Florence Mogere: Founder Of Company That Makes Frozen Vegetables That Lasts Up To One Year

Florence Mogere is the Managing Director of Frozen Isle, manufacturing variety of African indigenous vegetables.

Mogere was employed for over 12 years before she finally took the bold move and quit to set up her own company.

The entrepreneur said the business was inspired by her life struggles and the need to create employment for her two nannies.

Here is her story as told by WoK.


In an interview with Utmost Precision, Mogere noted that she was working in the financial industry as an auditor before venturing into agribusiness.

She came with the idea in 2019 while she was still under employment.

“I was thinking of what to do because for most people, ‘after leaving employment what next’. I thought about it but my main interest was in food production,” Mogere mentioned.

At that particular point, Mogere was not sure of what business in the food production industry to tap into.

After a keen analysis into the same, she settled for vegetables processing due to its availability in her home area.

“We live in a rural area, for my neighbors here, they are small scale farmers and so we decided work with that so that we can able to empower ladies around me economically,” she said.

At Frozen Isle, they make three lines of frozen vegetables which include the African indigenous vegetables; managu, kunde,sagaa and terere.

They also make precooked and frozen beans and githeri; black bean, red beans, yellow beans and the baby white maize.

Why frozen food?

Mogere explained that she decided to go the frozen line to make things easy for mothers with demanding jobs.

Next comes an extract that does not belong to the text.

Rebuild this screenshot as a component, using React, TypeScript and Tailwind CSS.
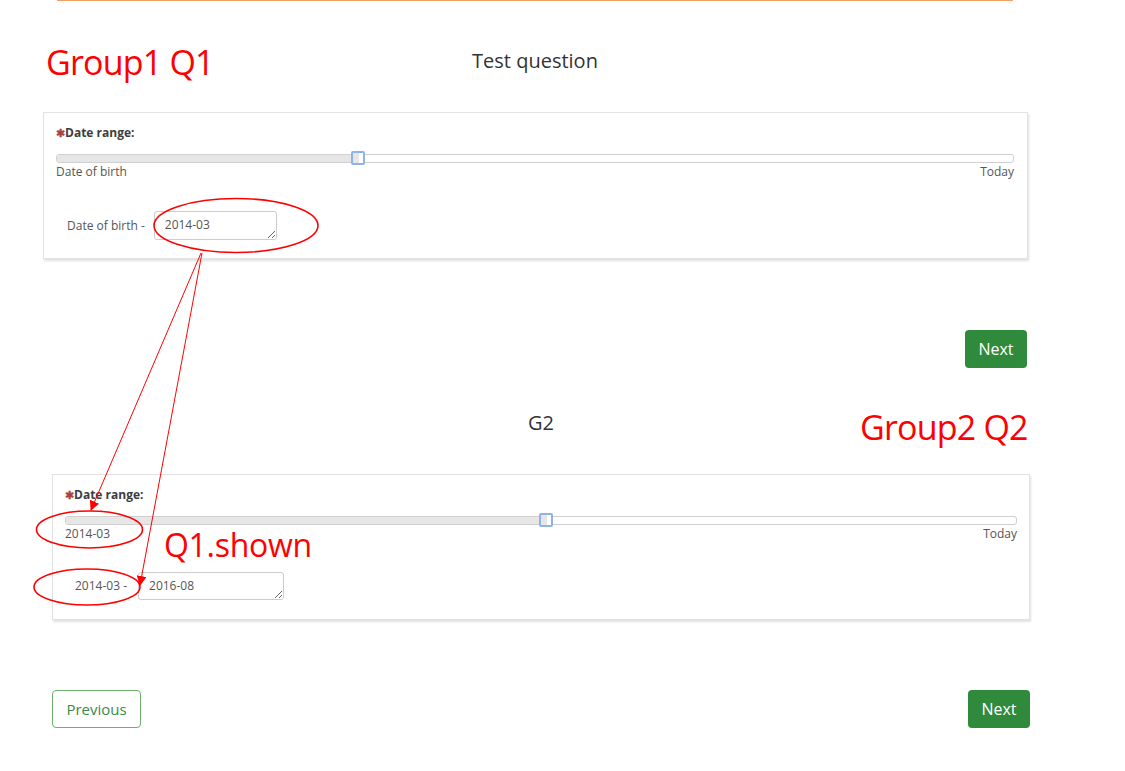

She noted that most of these mothers don’t find time to prepare highly nutritious foods because they are labour intensive.

“We went with the frozen line because we were thinking, ‘how is this woman who is busy in the office be able to have these vegetables without having to strain,” Mogere added.

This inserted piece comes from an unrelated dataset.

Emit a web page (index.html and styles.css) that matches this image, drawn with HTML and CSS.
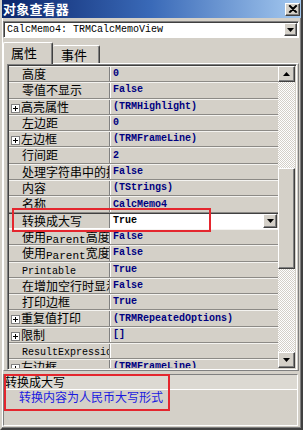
FILE: index.html
```html
<!DOCTYPE html>
<html>
<head>
<meta charset="utf-8">
<link rel="stylesheet" href="styles.css">
</head>
<body>
<div class="window">
  <div class="titlebar">
    <span class="title">对象查看器</span>
    <span class="close btn3d">
      <svg width="10" height="9" viewBox="0 0 10 9"><path d="M1 0.5 L8 7.5 M2 0.5 L9 7.5 M8 0.5 L1 7.5 M9 0.5 L2 7.5" stroke="#000" stroke-width="1.2"/></svg>
    </span>
  </div>
  <div class="body">
    <div class="combo">
      <span class="combo-text">CalcMemo4: TRMCalcMemoView</span>
      <span class="dd btn3d"><svg width="7" height="4" viewBox="0 0 7 4"><path d="M0 0 H7 L3.5 4 Z" fill="#000"/></svg></span>
    </div>
    <div class="tabs">
      <div class="tab active">属性</div>
      <div class="tab">事件</div>
    </div>
    <div class="sheet">
      <div class="grid">
        <div class="rows">
          <div class="row"><div class="name">高度</div><div class="val">0</div></div>
          <div class="row"><div class="name">零值不显示</div><div class="val">False</div></div>
          <div class="row"><div class="name exp"><span class="plus"></span>高亮属性</div><div class="val">(TRMHighlight)</div></div>
          <div class="row"><div class="name">左边距</div><div class="val">0</div></div>
          <div class="row"><div class="name exp"><span class="plus"></span>左边框</div><div class="val">(TRMFrameLine)</div></div>
          <div class="row"><div class="name">行间距</div><div class="val">2</div></div>
          <div class="row"><div class="name">处理字符串中的换行</div><div class="val">False</div></div>
          <div class="row"><div class="name">内容</div><div class="val">(TStrings)</div></div>
          <div class="row"><div class="name">名称</div><div class="val">CalcMemo4</div></div>
          <div class="row sel"><div class="name">转换成大写</div><div class="val"><span class="edit">True</span><span class="cell-dd btn3d"><svg width="7" height="4" viewBox="0 0 7 4"><path d="M0 0 H7 L3.5 4 Z" fill="#000"/></svg></span></div></div>
          <div class="row"><div class="name">使用<span class="mx">Parent</span>高度</div><div class="val">False</div></div>
          <div class="row"><div class="name">使用<span class="mx">Parent</span>宽度</div><div class="val">False</div></div>
          <div class="row"><div class="name"><span class="m">Printable</span></div><div class="val">True</div></div>
          <div class="row"><div class="name">在增加空行时显示</div><div class="val">False</div></div>
          <div class="row"><div class="name">打印边框</div><div class="val">True</div></div>
          <div class="row"><div class="name exp"><span class="plus"></span>重复值打印</div><div class="val">(TRMRepeatedOptions)</div></div>
          <div class="row"><div class="name exp"><span class="plus"></span>限制</div><div class="val">[]</div></div>
          <div class="row"><div class="name"><span class="m">ResultExpression</span></div><div class="val"></div></div>
          <div class="row"><div class="name exp"><span class="plus"></span>左边框</div><div class="val">(TRMFrameLine)</div></div>
        </div>
        <div class="vscroll">
          <div class="sbtn btn3d"><svg width="7" height="4" viewBox="0 0 7 4"><path d="M0 4 H7 L3.5 0 Z" fill="#000"/></svg></div>
          <div class="track"><div class="thumb btn3d"></div></div>
          <div class="sbtn btn3d"><svg width="7" height="4" viewBox="0 0 7 4"><path d="M0 0 H7 L3.5 4 Z" fill="#000"/></svg></div>
        </div>
      </div>
    </div>
    <div class="desc">
      <div class="desc-title">转换成大写</div>
      <div class="desc-text">转换内容为人民币大写形式</div>
    </div>
  </div>
  <div class="mark mark-row"></div>
  <div class="mark mark-desc"></div>
</div>
</body>
</html>
```

FILE: styles.css
```css
html, body {
  margin: 0;
  padding: 0;
  background: #d4d0c8;
}
body {
  font-family: "Noto Sans CJK SC", "Liberation Sans", sans-serif;
  font-size: 12px;
  color: #000;
}
.window {
  position: relative;
  width: 303px;
  height: 430px;
  box-sizing: border-box;
  border-left: 2px solid #d4d0c8;
  border-right: 2px solid #404040;
  border-bottom: 2px solid #404040;
  box-shadow: inset -1px -1px #808080, inset 1px 0 #fff;
  display: flex;
  flex-direction: column;
  overflow: hidden;
}
.btn3d {
  background: #d4d0c8;
  box-sizing: border-box;
  border: 1px solid;
  border-color: #fff #404040 #404040 #fff;
  box-shadow: inset -1px -1px #808080;
  display: flex;
  align-items: center;
  justify-content: center;
}
.titlebar {
  height: 18px;
  flex: none;
  margin-left: -2px;
  margin-right: -2px;
  background: linear-gradient(to right, #0a246a, #3a6ab8 50%, #a6caf0);
  display: flex;
  align-items: center;
  justify-content: space-between;
  padding: 0 3px 0 3px;
}
.title {
  color: #fff;
  font-weight: bold;
  font-size: 13px;
  line-height: 18px;
  letter-spacing: 0.2px;
}
.close {
  width: 15px;
  height: 13px;
  margin-top: 1px;
}
.body {
  flex: 1;
  display: flex;
  flex-direction: column;
  padding: 0 1px 2px 1px;
}
.combo {
  margin-top: 3px;
  height: 17px;
  width: 296px;
  box-sizing: border-box;
  border: 1px solid;
  border-color: #808080 #fff #fff #808080;
  box-shadow: inset 1px 1px #404040;
  background: #fff;
  display: flex;
  align-items: center;
  justify-content: space-between;
  padding: 0 1px 0 3px;
  flex: none;
}
.combo-text {
  font-family: "Liberation Mono", monospace;
  font-size: 10px;
  line-height: 14px;
}
.dd {
  width: 13px;
  height: 13px;
}
.tabs {
  margin-top: 4px;
  height: 21px;
  display: flex;
  align-items: flex-end;
  flex: none;
  position: relative;
  z-index: 1;
}
.tab {
  box-sizing: border-box;
  height: 18px;
  padding: 0 9px 0 9px;
  font-size: 13px;
  line-height: 17px;
  border-top: 1px solid #fff;
  border-left: 1px solid #fff;
  border-right: 1px solid #404040;
  box-shadow: inset -1px 0 #808080;
  border-radius: 2px 2px 0 0;
}
.tab.active {
  height: 22px;
  width: 50px;
  margin-bottom: -1px;
  padding-left: 7px;
  line-height: 20px;
  background: #d4d0c8;
}
.tab:not(.active) {
  width: 47px;
  border-left: none;
  padding-left: 8px;
}
.sheet {
  flex: none;
  width: 296px;
  box-sizing: border-box;
  border-top: 1px solid #fff;
  border-left: 1px solid #fff;
  border-right: 1px solid #808080;
  border-bottom: 1px solid #808080;
  padding: 0 1px 0 3px;
}
.grid {
  height: 306px;
  box-sizing: border-box;
  border: 1px solid;
  border-color: #808080 #fff #fff #808080;
  box-shadow: inset 1px 1px #404040, inset -1px -1px #d4d0c8;
  padding: 1px 1px 1px 1px;
  display: flex;
}
.rows {
  flex: 1;
  overflow: hidden;
  display: flex;
  flex-direction: column;
}
.row {
  flex: none;
  height: 16.3px;
  box-sizing: border-box;
  display: flex;
  border-bottom: 1px solid #8c8a86;
  border-top: 1px solid #f4f3f0;
}
.name {
  width: 101px;
  flex: none;
  box-sizing: border-box;
  border-right: 1px solid #808080;
  padding-left: 13px;
  white-space: nowrap;
  overflow: hidden;
  line-height: 14px;
}
.name.exp {
  padding-left: 2px;
}
.plus {
  display: inline-block;
  vertical-align: -1px;
  width: 9px;
  height: 9px;
  box-sizing: border-box;
  border: 1px solid #808080;
  background:
    linear-gradient(#000, #000) center / 5px 1px no-repeat,
    linear-gradient(#000, #000) center / 1px 5px no-repeat,
    #fff;
  margin-right: 1px;
}
.m {
  font-family: "Liberation Mono", monospace;
  font-size: 10px;
  vertical-align: 1px;
}
.mx {
  font-family: "Liberation Mono", monospace;
  font-size: 11px;
  vertical-align: -1px;
}
.val {
  flex: 1;
  border-left: 1px solid #fff;
  padding-left: 2px;
  font-family: "Liberation Mono", monospace;
  font-size: 10px;
  font-weight: bold;
  color: #000080;
  line-height: 14px;
  white-space: nowrap;
  overflow: hidden;
  display: flex;
  align-items: center;
}
.row.sel {
  border-top: 1px solid #404040;
  border-bottom: 1px solid #fff;
}
.row.sel .val {
  padding: 1px 1px 0 0;
  border-left: none;
}
.edit {
  flex: 1;
  background: #fff;
  color: #000;
  height: 14px;
  padding-left: 3px;
  line-height: 14px;
}
.cell-dd {
  width: 14px;
  height: 14px;
  flex: none;
}
.vscroll {
  width: 17px;
  flex: none;
  display: flex;
  flex-direction: column;
}
.sbtn {
  height: 16px;
  flex: none;
}
.track {
  flex: 1;
  background: repeating-conic-gradient(#ffffff 0 25%, #d4d0c8 0 50%) 0 0 / 2px 2px;
}
.thumb {
  margin-top: 86px;
  height: 101px;
}
.desc {
  margin-top: 3px;
  height: 52px;
  width: 295px;
  flex: none;
  box-sizing: border-box;
  border: 1px solid;
  border-color: #808080 #fff #fff #808080;
  box-shadow: inset -1px -1px #d4d0c8;
  display: flex;
  flex-direction: column;
}
.desc-title {
  height: 14px;
  line-height: 14px;
  padding-left: 1px;
  border-bottom: 1px solid #fff;
  background: #dcd9d2;
}
.desc-text {
  height: 14px;
  line-height: 14px;
  padding-left: 15px;
  color: #1a1ae0;
}
.mark {
  position: absolute;
  box-sizing: border-box;
  border: 2px solid #e4262e;
  pointer-events: none;
}
.mark-row {
  left: 10px;
  top: 208px;
  width: 199px;
  height: 24px;
}
.mark-desc {
  left: 2px;
  top: 374px;
  width: 166px;
  height: 37px;
}
```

Mogere mostly sells her products to the end user due to difficulty in accessing the retail market, although they have their products in select supermarkets.

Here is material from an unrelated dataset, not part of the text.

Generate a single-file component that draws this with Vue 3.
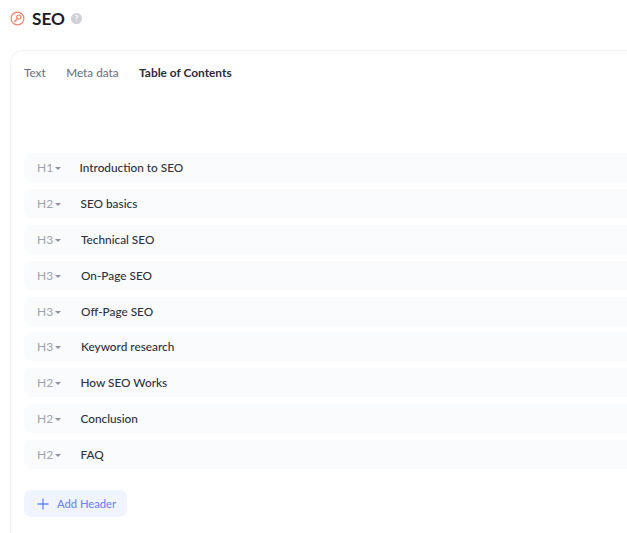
<script setup>
const rows = [
  ['H1', 'Introduction to SEO'],
  ['H2', 'SEO basics'],
  ['H3', 'Technical SEO'],
  ['H3', 'On-Page SEO'],
  ['H3', 'Off-Page SEO'],
  ['H3', 'Keyword research'],
  ['H2', 'How SEO Works'],
  ['H2', 'Conclusion'],
  ['H2', 'FAQ']
]
</script>

<template>
  <div class="page">
    <header class="head">
      <svg class="logo" width="15" height="15" viewBox="0 0 15 15" fill="none" stroke="#f4806e" stroke-width="1.2">
        <circle cx="7.5" cy="7.5" r="6.4" />
        <circle cx="8.8" cy="6.1" r="2.1" />
        <path d="M7.3 7.6 4.2 10.7M5.4 9.5l1 1" />
      </svg>
      <h1 class="title">SEO</h1>
      <span class="help">?</span>
    </header>
    <section class="card">
      <nav class="tabs">
        <span class="tab">Text</span>
        <span class="tab">Meta data</span>
        <span class="tab active">Table of Contents</span>
      </nav>
      <div class="rows">
        <div v-for="r in rows" :key="r[1]" class="row">
          <span class="level">{{ r[0] }}</span>
          <span class="caret"></span>
          <span class="name" :class="'lv' + r[0][1]">{{ r[1] }}</span>
        </div>
      </div>
      <button class="add">
        <svg width="12" height="12" viewBox="0 0 12 12" stroke="#6b86f5" stroke-width="1.3"><path d="M6 .5v11M.5 6h11" /></svg>
        <span>Add Header</span>
      </button>
    </section>
  </div>
</template>

<style>
html, body { margin: 0; background: #fff; overflow: hidden; }
</style>

<style scoped>
.page {
  width: 627px;
  height: 533px;
  overflow: hidden;
  font-family: Lato, "Noto Sans", sans-serif;
  background: #fff;
}
.head {
  display: flex;
  align-items: center;
  height: 36px;
  padding-left: 10px;
}
.logo { flex: none; }
.title {
  margin: 0 0 0 7px;
  font-size: 17.2px;
  font-weight: 700;
  color: #1d1e26;
}
.help {
  width: 11px;
  height: 11px;
  margin-left: 6px;
  border-radius: 50%;
  background: #cfd1d8;
  color: #fff;
  font-size: 8px;
  font-weight: 700;
  line-height: 11px;
  text-align: center;
}
.card {
  box-sizing: border-box;
  width: 640px;
  height: 500px;
  margin: 14px 0 0 10px;
  padding: 0 0 0 13px;
  border: 1.5px solid #f2f3f7;
  border-radius: 12px;
}
.tabs {
  display: flex;
  gap: 20.5px;
  padding-top: 14px;
  height: 88px;
  font-size: 11.7px;
  line-height: 15px;
}
.tab { color: #6f7380; font-weight: 500; }
.tab.active { color: #2a2c38; font-weight: 700; font-size: 11.9px; }
.rows {
  display: flex;
  flex-direction: column;
  gap: 6.9px;
}
.row {
  display: flex;
  align-items: center;
  height: 29px;
  padding-left: 13px;
  background: #fafbfd;
  border-radius: 8px;
}
.level {
  width: 13px;
  font-size: 12px;
  color: #a0a2a9;
}
.caret {
  width: 0;
  height: 0;
  margin: 2px 0 0 5px;
  border: 3px solid transparent;
  border-top: 3px solid #8f929d;
  border-bottom: 0;
}
.name {
  font-size: 11.8px;
  font-weight: 500;
  color: #2e303b;
}
.lv1 { margin-left: 18.5px; }
.lv2 { margin-left: 19.5px; }
.lv3 { margin-left: 20px; }
.add {
  display: flex;
  align-items: center;
  gap: 8px;
  width: 103px;
  height: 27px;
  margin-top: 21px;
  padding: 0 0 0 13px;
  border: 0;
  border-radius: 7px;
  background: #f0f4ff;
  color: #6b86f5;
  font: 500 11.2px Lato, "Noto Sans", sans-serif;
}
</style>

“I have been consistent in terms of follow up and we’ve reached out to the retailers but each time you’d go they’re a bit unsure because this is a new concept,” she stated.


Mogere noted that the frozen vegetables keeps its nutritional value for up to one year when frozen properly.

The vegetables can extend their shelf life even further, depending on how they were packaged and stored

The more airtight a vegetable package is, the better, and it is advisable to use a freezer bag rather than plastic wrap or foil.